The UFC was on the verge of its demise with no rules, no audience, no cable access and U.S. Senators calling for its break-up. It was time to step back and re-evaluate the situation. People are interested in the idea of MMA, but not in seeing the type of fight that has 2 fighters fighting in pools of their own blood. The first step was to add protective rules. Weight classes were introduced - heavy weights, middleweights and lightweights. The number of unacceptable striking areas on the body were increased to include the back of the neck, pressure points areas and the back of the head. Protective gloves were mandatory and there were now 5-minute rounds, all of which helped the UFC legitimately begin calling itself a sport, rather than an underground cage fight.

After the organization cleaned up the fights, it was time to start getting officially recognized by fighting associations.

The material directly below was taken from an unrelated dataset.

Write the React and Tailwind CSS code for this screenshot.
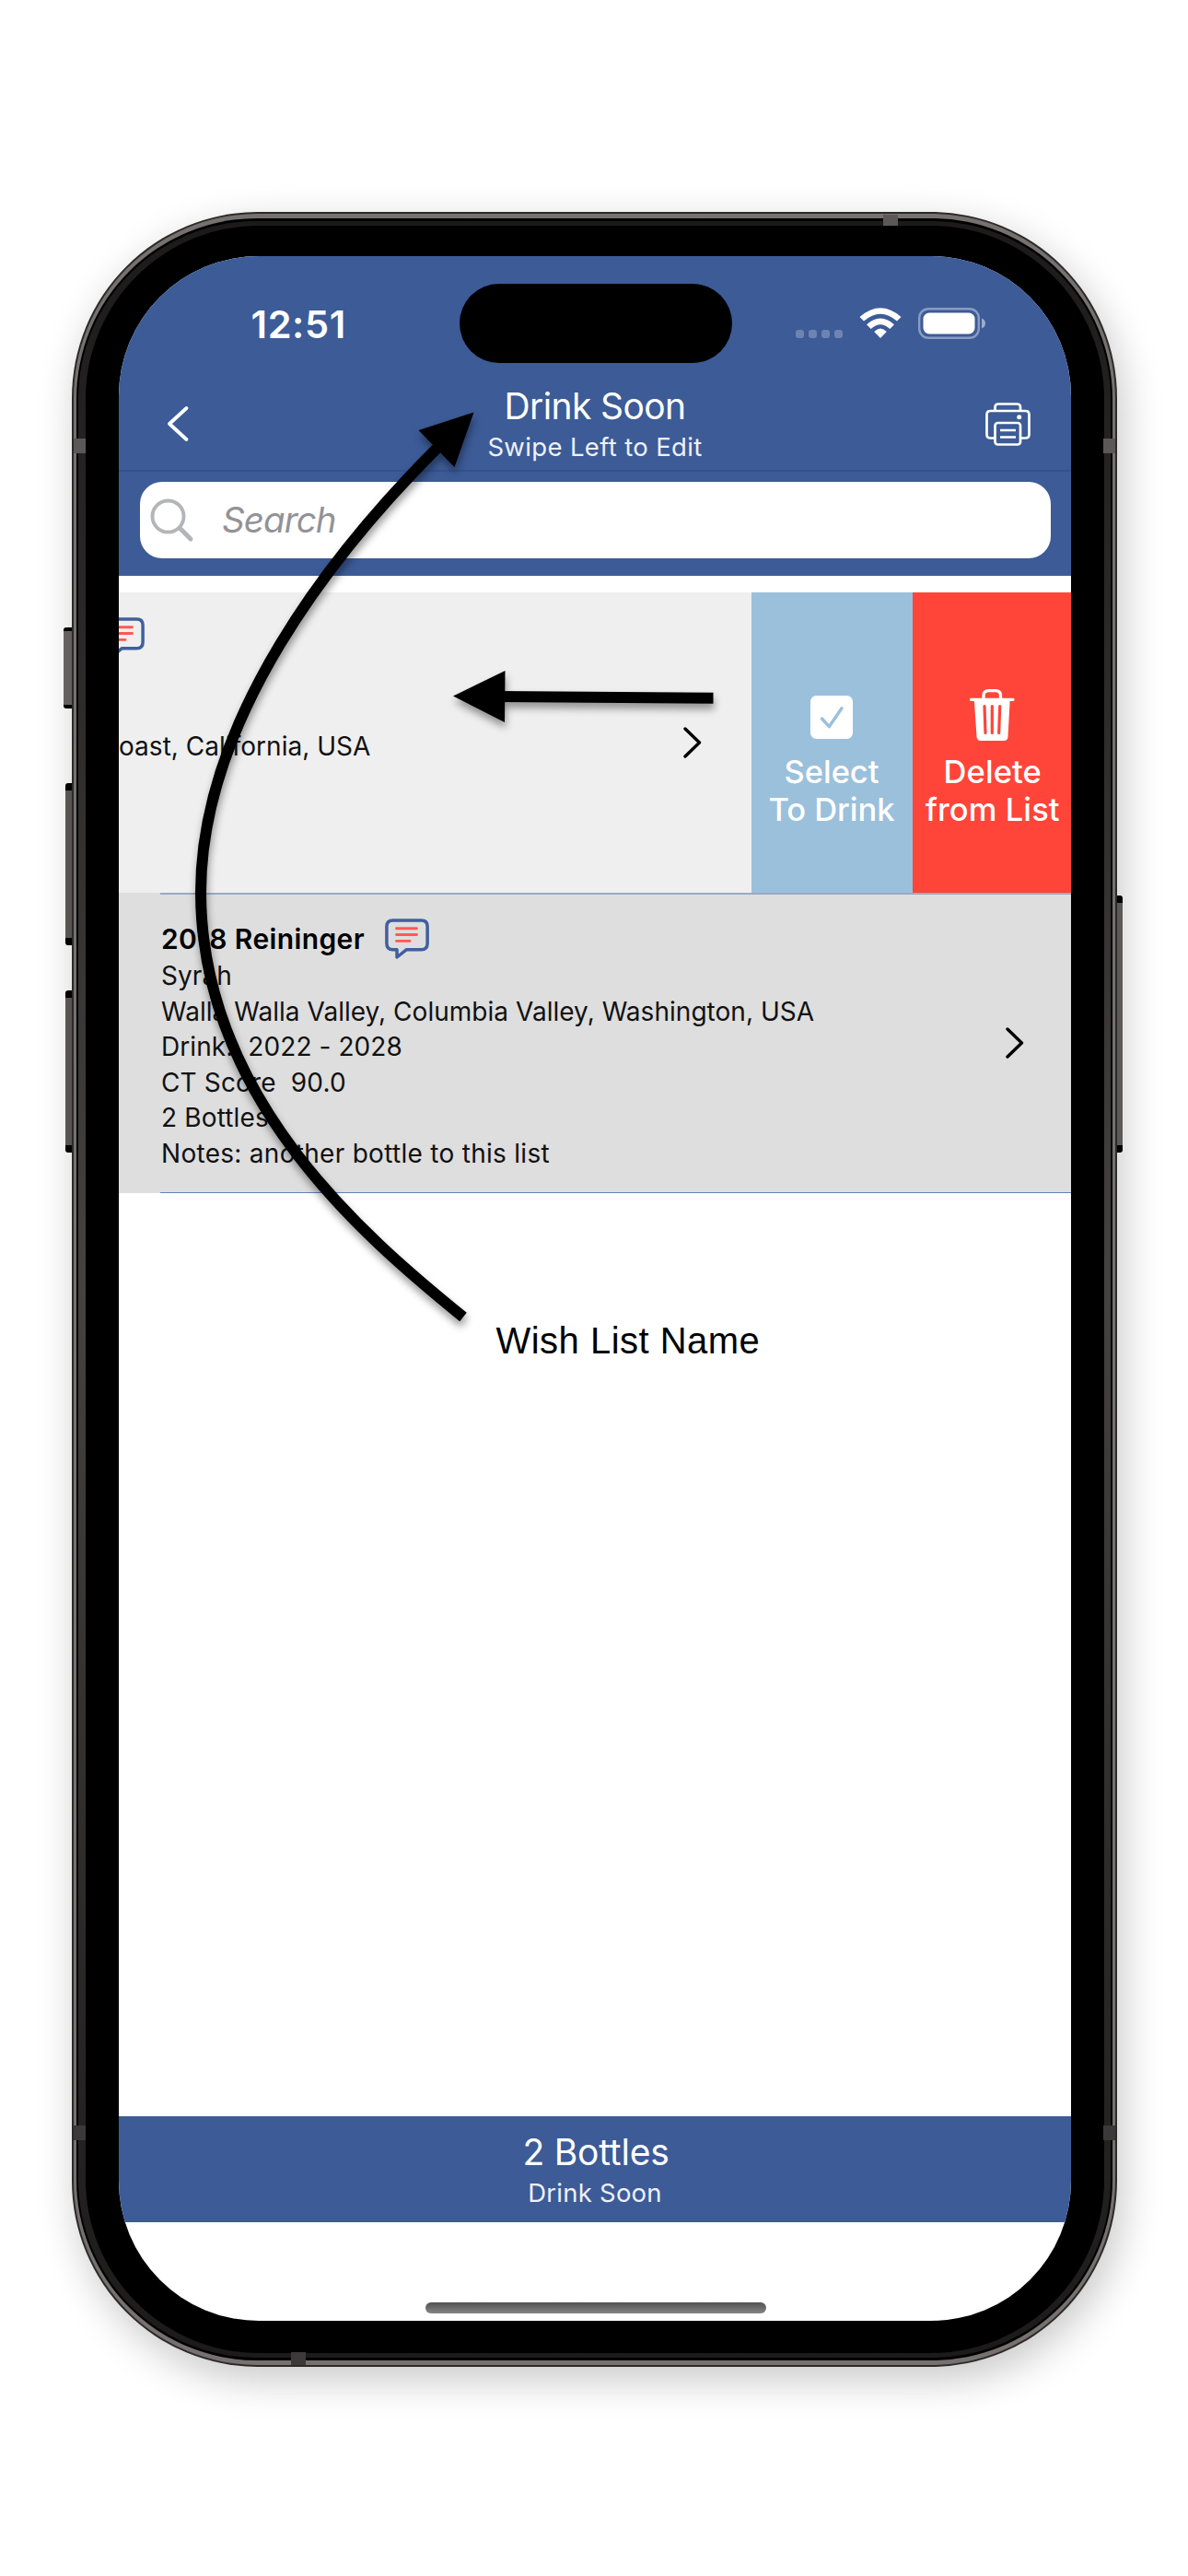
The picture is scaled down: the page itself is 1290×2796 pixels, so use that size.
const sans = "font-['Inter','Liberation_Sans',sans-serif]";

function Line({ children, className = "" }) {
  return <p className={"whitespace-pre leading-[38.6px] h-[38.6px] " + className}>{children}</p>;
}

function CommentIcon({ className = "" }) {
  return (
    <svg className={className} width="48" height="44" viewBox="0 0 48 44" fill="none">
      <path
        d="M8.500 1.900H39.500Q46.100 1.900 46.100 8.500V27Q46.100 33.700 39.500 33.700H23.500L13 42V33.700H8.500Q1.900 33.700 1.900 27V8.500Q1.900 1.900 8.500 1.900Z"
        stroke="#3f5f9f"
        strokeWidth="3.500"
        strokeLinejoin="round"
      />
      <path d="M12.500 10.700H34.500M12.500 17.500H34.500M12.500 24.400H27" stroke="#ff5a4f" strokeWidth="2.900" strokeLinecap="round" />
    </svg>
  );
}

function Chevron({ className = "" }) {
  return (
    <svg className={className} width="20" height="34" viewBox="0 0 20 34" fill="none">
      <path d="M2 2L17.500 17L2 32" stroke="#000" strokeWidth="3.400" strokeLinecap="round" strokeLinejoin="round" />
    </svg>
  );
}

function StatusBar() {
  return (
    <div className="flex h-[136px] items-start">
      <div className="ml-[143.500px] mt-[49px] w-[106px] whitespace-nowrap text-[41.500px] font-semibold leading-[50px] tracking-[0.600px] text-white">12:51</div>
      <div className="ml-[120px] mt-[30px] h-[86px] w-[296px] rounded-full bg-black" />
      <div className="ml-[69.500px] mt-[80px] flex gap-[5px]">
        {[0, 1, 2, 3].map((i) => (
          <div key={i} className="h-[9px] w-[9px] rounded-[3px] bg-[#6d84b1]" />
        ))}
      </div>
      <svg className="ml-[18px] mt-[56px]" width="46" height="34" viewBox="0 0 46 34" fill="#fff">
        <path d="M0.500 10Q23-9.500 45.500 10L41 14.600Q23-1.200 5 14.600Z" />
        <path d="M8 18.200Q23 4.800 38 18.200L33.300 23Q23 13.500 12.700 23Z" />
        <path d="M16.200 26Q23 19 29.800 26L23 33Z" />
      </svg>
      <svg className="ml-[17.500px] mt-[56px]" width="74" height="34" viewBox="0 0 74 34">
        <rect x="1.200" y="1.200" width="64.600" height="31.600" rx="10" fill="none" stroke="#8a9cc1" strokeWidth="2.400" />
        <rect x="5.500" y="5.500" width="56" height="23" rx="6.500" fill="#fff" />
        <path d="M69 11.500Q73 13 73 17T69 22.500Z" fill="#9dacca" />
      </svg>
    </div>
  );
}

function NavBar() {
  return (
    <div className="flex h-[98px] justify-between border-b-2 border-[#35528c]">
      <svg className="ml-[51.500px] mt-[26px]" width="26" height="40" viewBox="0 0 26 40" fill="none">
        <path d="M21.500 3L3 20L21.500 37" stroke="#fff" strokeWidth="3.800" strokeLinecap="round" strokeLinejoin="round" />
      </svg>
      <div className="flex flex-col items-center pl-[16px] text-white">
        <p className="mt-[3px] h-[51px] text-[39px] leading-[48px] tracking-[-0.600px]">Drink Soon</p>
        <p className="h-[34px] text-[27.500px] leading-[34px] tracking-[0.350px] text-[#eef1f7]">Swipe Left to Edit</p>
      </div>
      <svg className="mr-[44.500px] mt-[23px]" width="49" height="47" viewBox="0 0 49 47" fill="none" stroke="#fff" strokeWidth="2.700">
        <path d="M10.500 9V5Q10.500 1.500 14 1.500H34.500Q38 1.500 38 5V9" />
        <path d="M10.500 38.500H5.500Q1.500 38.500 1.500 34.500V13Q1.500 9 5.500 9H43.500Q47.500 9 47.500 13V34.500Q47.500 38.500 43.500 38.500H38" />
        <rect x="10.500" y="22" width="27.500" height="23.500" rx="3" />
        <path d="M16 30H33M16 37.500H33" strokeWidth="2.600" />
        <circle cx="36.700" cy="15.700" r="2.500" fill="#fff" stroke="none" />
      </svg>
    </div>
  );
}

function SearchBar() {
  return (
    <div className="h-[113px] px-[22.500px] pt-[11px]">
      <div className="flex h-[83px] items-center rounded-[24px] bg-white">
        <svg className="ml-[11px]" width="48" height="48" viewBox="0 0 48 48" fill="none" stroke="#b3b6b8" strokeLinecap="round">
          <circle cx="19.500" cy="19.500" r="17" strokeWidth="3.900" />
          <path d="M32.500 32.500L44 44" strokeWidth="5" />
        </svg>
        <span className="ml-[30.500px] text-[38.500px] italic tracking-[-0.900px] text-[#929297]">Search</span>
      </div>
    </div>
  );
}

function SwipedRow() {
  return (
    <div className="flex h-[326px] bg-[#efefef]">
      <div className="flex w-[686.500px] items-start">
        <div className="flex w-[613px] flex-col">
          <div className="h-[44px] w-[28px] mt-[27px] flex justify-end overflow-hidden">
            <CommentIcon className="shrink-0" />
          </div>
          <Line className="mt-[77px] text-[28px] tracking-[0.030px] text-[#111]">oast, California, USA</Line>
        </div>
        <Chevron className="mt-[146px]" />
      </div>
      <div className="flex w-[175px] flex-col items-center bg-[#9bc0db] text-[34.500px] font-medium leading-[41.800px] tracking-[-0.050px] text-white">
        <svg className="mt-[112px]" width="46" height="47" viewBox="0 0 46 47" fill="none">
          <rect width="46" height="47" rx="6.500" fill="#fff" />
          <path d="M12.500 25L20.300 33.700L34 13.700" stroke="#9bc0db" strokeWidth="3.400" strokeLinecap="round" strokeLinejoin="round" />
        </svg>
        <p className="mt-[14.500px]">Select</p>
        <p>To Drink</p>
      </div>
      <div className="flex grow flex-col items-center whitespace-nowrap bg-[#ff453a] pl-[2px] text-[34.500px] font-medium leading-[41.800px] tracking-[0.100px] text-white">
        <svg className="mt-[105px]" width="49" height="57" viewBox="0 0 49 57" fill="none">
          <path d="M15 11V7Q15 1.700 20.500 1.700H28Q33.500 1.700 33.500 7V11" stroke="#fff" strokeWidth="3.300" />
          <path d="M1.500 11.300H47" stroke="#fff" strokeWidth="3.200" strokeLinecap="round" />
          <path d="M4.800 11H43.700L41.500 51.500Q41.200 56 37 56H12Q7.800 56 7.500 51.500Z" fill="#fff" />
          <path d="M16 18.500L17 47.500M24.300 18.500V47.500M32.700 18.500L31.700 47.500" stroke="#ff453a" strokeWidth="3.200" strokeLinecap="round" />
        </svg>
        <p className="mt-[11.500px]">Delete</p>
        <p>from List</p>
      </div>
    </div>
  );
}

function BottleRow() {
  return (
    <div className="h-[326px] bg-[#dedede]">
      <div className="ml-[45px] h-[326px] border-b-[1.500px] border-t-2 border-b-[#6281bc] border-t-[#9aa9c6] pl-[1px]">
        <div className="flex justify-between">
          <div className="text-[28px] tracking-[0.080px] text-[#111]">
            <div className="flex h-[67px] pt-[26px]">
              <Line className="mt-[2.500px] w-[243px] text-[30px] font-semibold tracking-[0.380px] text-black">2018 Reininger</Line>
              <CommentIcon className="shrink-0" />
            </div>
            <div className="mt-[2px]">
              <Line>Syrah</Line>
              <Line className="tracking-[0.030px]">Walla Walla Valley, Columbia Valley, Washington, USA</Line>
              <Line>Drink:  2022 - 2028</Line>
              <Line className="tracking-[0.150px]">CT Score  90.0</Line>
              <Line className="tracking-[0.150px]">2 Bottles</Line>
              <Line className="tracking-[0.290px]">Notes: another bottle to this list</Line>
            </div>
          </div>
          <Chevron className="mr-[51.500px] mt-[144px]" />
        </div>
      </div>
    </div>
  );
}

function Screen() {
  return (
    <div className={"flex h-[2241px] w-[1034px] flex-col overflow-hidden rounded-[152px] bg-white " + sans}>
      <div className="bg-[#3c5b97]">
        <StatusBar />
        <NavBar />
        <SearchBar />
      </div>
      <div className="mt-[18px]">
        <SwipedRow />
        <BottleRow />
      </div>
      <div className="grow">
        <p className="ml-[409.500px] mt-[137px] text-[40px] leading-[46px] tracking-[0.480px] text-black font-['Liberation_Sans',Arial,sans-serif]">Wish List Name</p>
      </div>
      <div className="flex h-[115px] flex-col items-center bg-[#3c5b97] text-white">
        <p className="mt-[15px] h-[51px] pl-[2px] text-[39px] leading-[48px] tracking-[-0.200px]">2 Bottles</p>
        <p className="text-[27.500px] leading-[34px] tracking-[0.250px] text-[#eef1f7]">Drink Soon</p>
      </div>
      <div className="flex h-[107px] items-end justify-center pb-[8px] pl-[2px]">
        <div className="h-[12px] w-[370px] rounded-full bg-linear-to-b from-[#525252] to-[#858585]" />
      </div>
    </div>
  );
}

function Arrows() {
  return (
    <svg className="pointer-events-none absolute left-0 top-0 drop-shadow-[1px_6px_4px_rgba(0,0,0,0.4)]" width="1290" height="1500" viewBox="0 0 1290 1500" fill="none">
      <path d="M480 481L474 487C364 597 217.500 780 218 970C219.500 1192 394 1341 503 1429.500" stroke="#000" strokeWidth="12" />
      <path d="M514.500 447.500L454.500 467L493.500 507Z" fill="#000" />
      <path d="M540 756L774.500 757.700" stroke="#000" strokeWidth="12" />
      <path d="M492 755.500L548.500 728L548 784Z" fill="#000" />
    </svg>
  );
}

export default function App() {
  return (
    <div className="relative h-[2796px] w-[1290px] overflow-hidden bg-white pt-[230px]">
      <div className="relative ml-[78px] h-[2339px] w-[1135px]">
        <div className="absolute left-[-9px] top-[451px] h-[88px] w-[12px] rounded-[3px] border-y-4 border-black bg-[#6e6868]" />
        <div className="absolute left-[-7px] top-[620px] h-[176px] w-[12px] rounded-[3px] border-y-8 border-black bg-[#5f5b58]" />
        <div className="absolute left-[-7px] top-[845px] h-[176px] w-[12px] rounded-[3px] border-y-8 border-black bg-[#5f5b58]" />
        <div className="absolute right-[-6px] top-[742px] h-[279px] w-[12px] rounded-[3px] border-y-8 border-black bg-[#6a6664]" />
        <div className="relative h-[2339px] w-[1135px] rounded-[202px] bg-[#2c2a29] px-[2px] py-[2px] shadow-[6px_14px_44px_rgba(0,0,0,0.22)]">
          <div className="h-full rounded-[200px] bg-[#767170] px-[3px] py-[5px]">
            <div className="h-full rounded-[196px] bg-black px-[2px] py-[3px]">
              <div className="h-full rounded-[193px] bg-linear-to-b from-[#1c1a1a] via-[#454241] to-[#1c1a1a] px-[7.500px] py-[5px]">
                <div className="h-full rounded-[188px] bg-black pl-[36.500px] pt-[33px]">
                  <Screen />
                </div>
              </div>
            </div>
          </div>
          <div className="absolute left-[881px] top-[3px] h-[12px] w-[16px] bg-[#5c5858]" />
          <div className="absolute left-[238px] bottom-[2px] h-[14px] w-[16px] bg-[#3b3939]" />
          <div className="absolute left-[2px] top-[246px] h-[16px] w-[13px] bg-[#5c5858]" />
          <div className="absolute right-[2px] top-[246px] h-[16px] w-[13px] bg-[#5c5858]" />
          <div className="absolute left-[2px] top-[2077px] h-[16px] w-[13px] bg-[#3b3939]" />
          <div className="absolute right-[2px] top-[2077px] h-[16px] w-[13px] bg-[#3b3939]" />
        </div>
      </div>
      <Arrows />
    </div>
  );
}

The improved image played well with the athletic commissions, as did the petitions for sanctioning made by other clean MMA organizations. It wasn't until September 30th of 2000 that the International Fighting Championships hosted the first MMA sanctioned event in New Jersey. 2 months later it was the UFC's turn. Their first sanctioned event also took place in New Jersey under the State Athletic Control Board's Unified Rules. The Ultimate Fighting Championships had lost legal battles and suffered financially, but now it was a legitimate sport.

The time seemed right for new leadership. Two casino executives and a boxing promoter placed and won a bid to buy the UFC for $2 million in 2001. That same year, the organization successfully secured the sanctioning of the Nevada State Athletic Commission and returned to Pay-per-view. Slowly but surely, popularity was growing. It gained a spot on Fox Sports Net, which aired it as the first American mixed martial arts match in 2002.

Today.

Thanks to better promoting, bigger ticket events and the necessary funding, the UFC aired its own reality TV show on Spike TV called The Ultimate Fighter. It was slotted just after a large wrestling event and the UFC show quickly rose to the top for the station. Spike TV then began airing promotional half-hour teaser shows to promote UFC pay-per-view events. All of the widespread attention exploded its popularity. In 2006, the massively hyped event UFC 61 earned near 775,000 pay-per-view buys, the second highest in US history. The UFC, it seems, has officially arrived.

So what's next for the growing organization? They're thinking about expanding internationally. First stop: Mexico.